The strange part of it is that for the subsequent folds (2 to 5), the validation accuracy keeps increasing—to .90, .95, .98 and 1.0.

I believe the code is right, as I re-run all the model from scratch for each fold. I’ve also manually checked and the split seems to be ok. Each fold’s validation set is random, unique, and not overlaps with its corresponding training dataset A possible explanation could be that the weights are not reinitialized between folds?? That would cause the new observations from the new folds to have been used before to compute the weights. But that looks strange to me.

I copy my code. Any help or ideas would be much appreciated. Thank you!


# Create K train/test folds
n_folds = 5
kf = KFold(n_splits=n_folds, random_state=RANDOM_SEED, shuffle=True)

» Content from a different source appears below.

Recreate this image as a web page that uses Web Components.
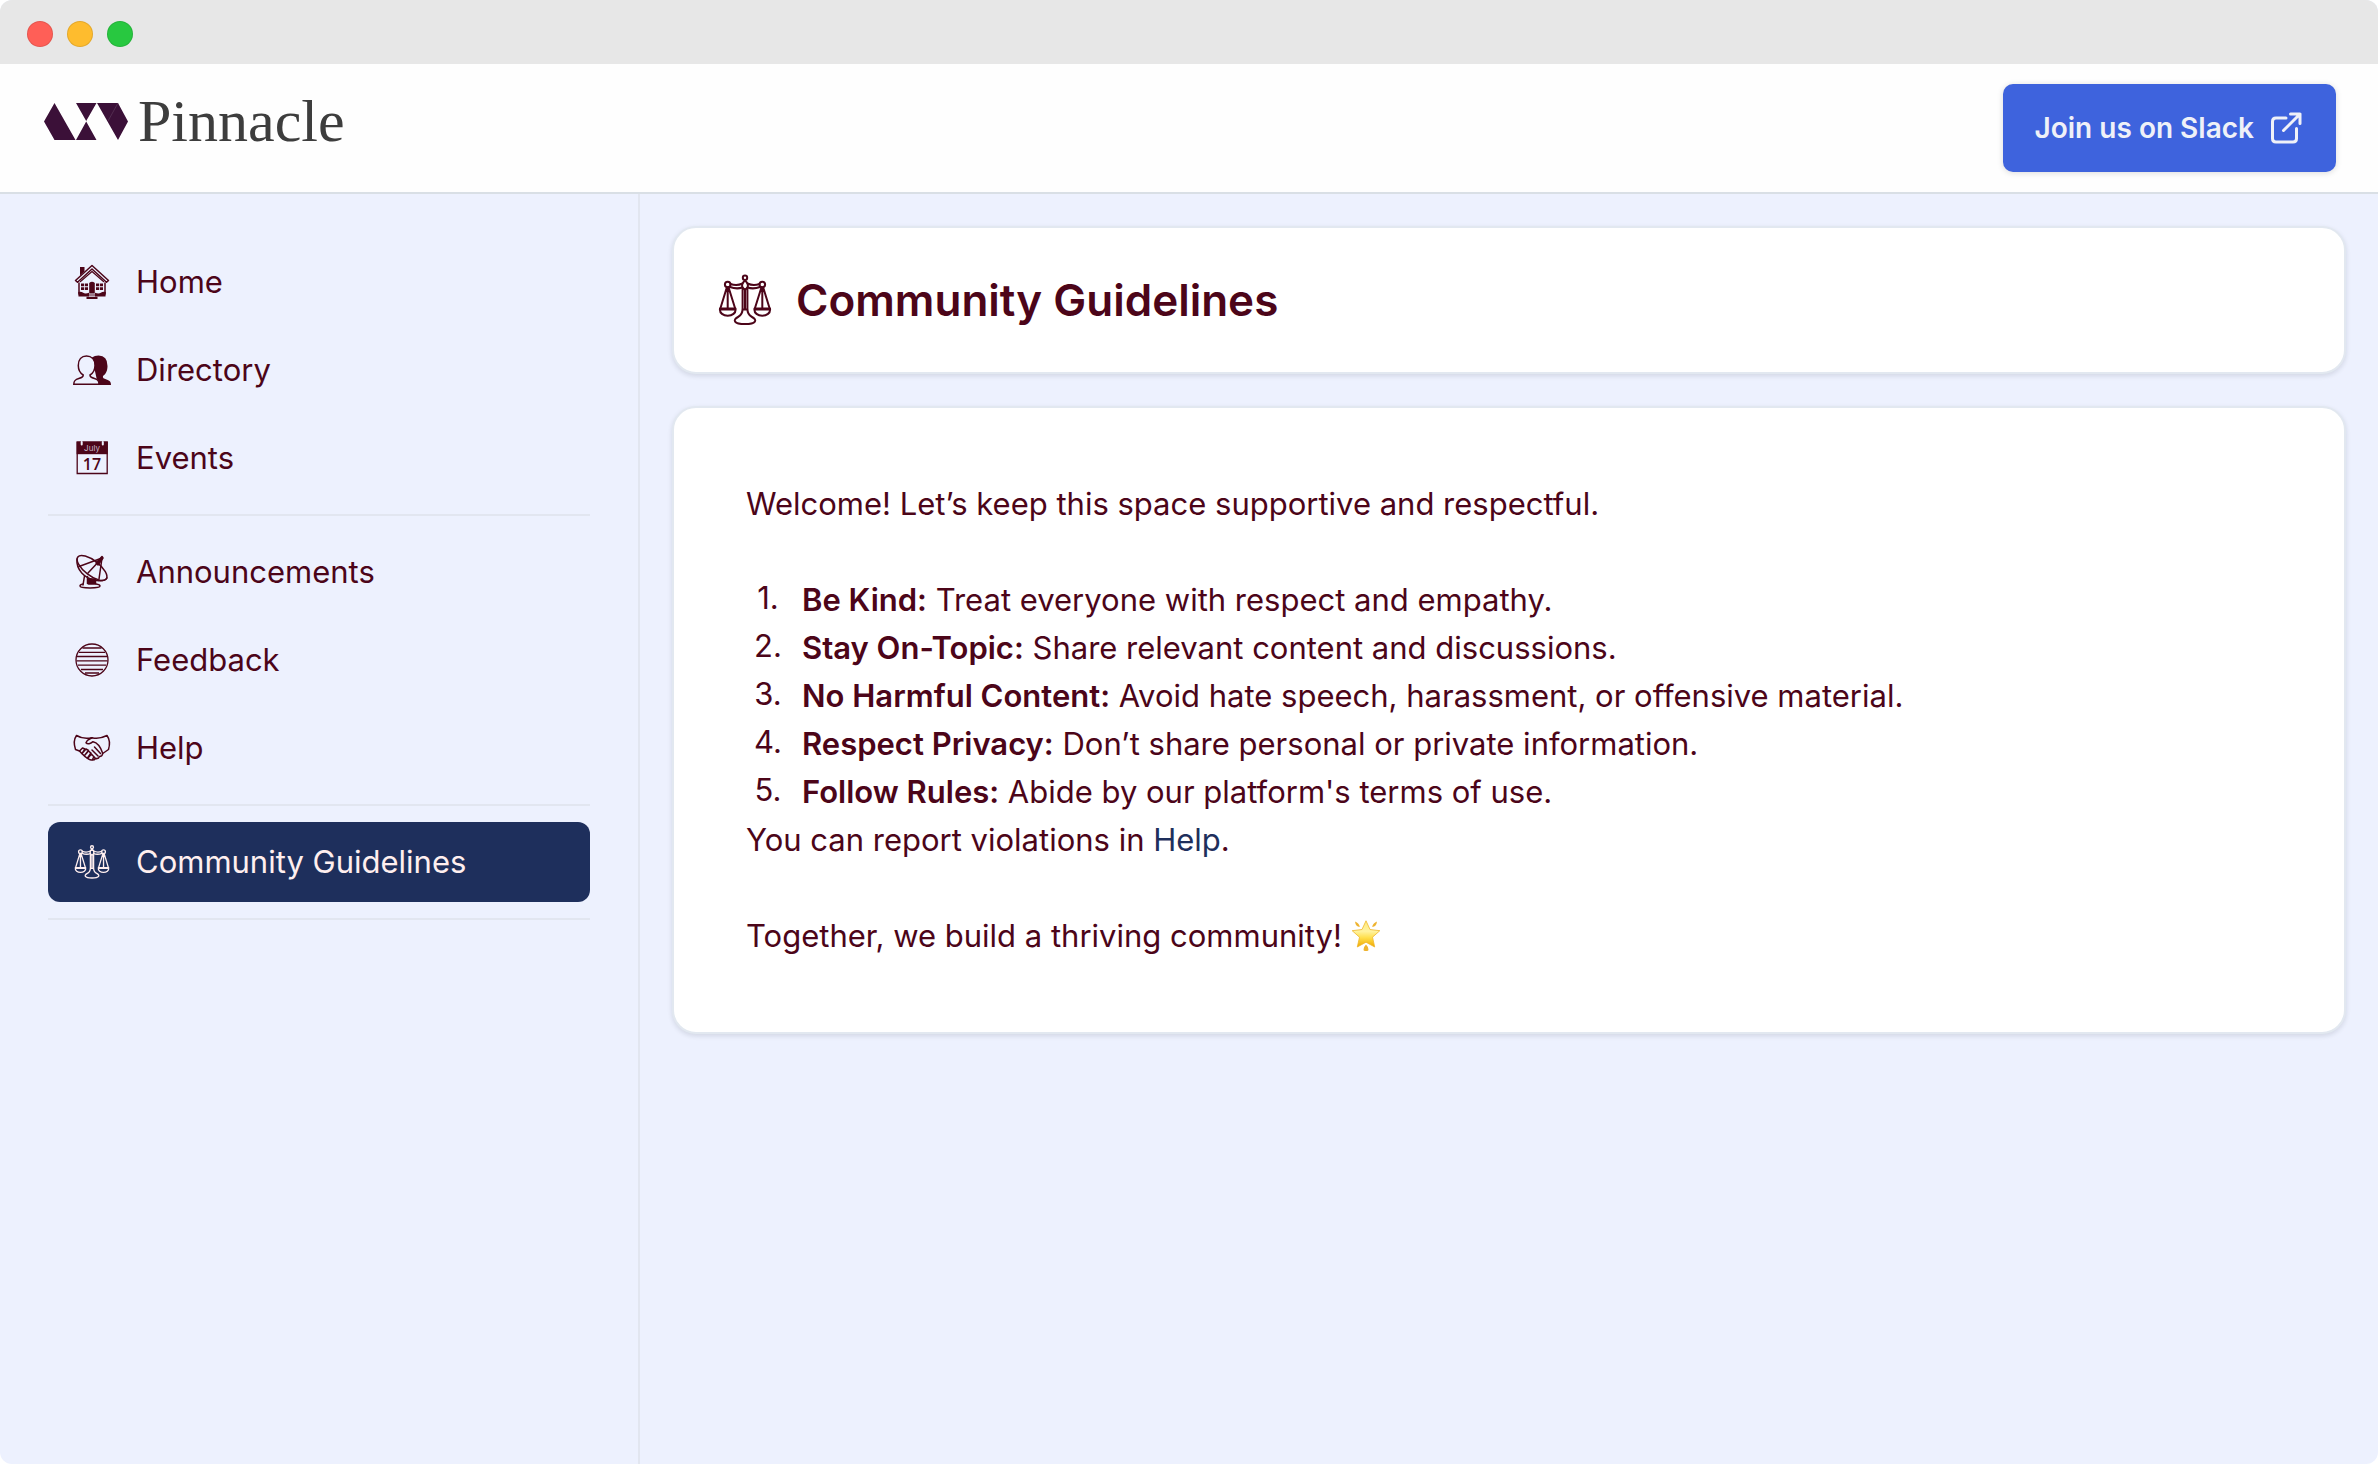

# Initialize matrix to store results across folds
train_acc_mat = [[0 for _ in range(EPOCHS)] for _ in range(n_folds)]
train_loss_mat = [[0 for _ in range(EPOCHS)] for _ in range(n_folds)]
val_acc_mat = [[0 for _ in range(EPOCHS)] for _ in range(n_folds)]
val_loss_mat = [[0 for _ in range(EPOCHS)] for _ in range(n_folds)]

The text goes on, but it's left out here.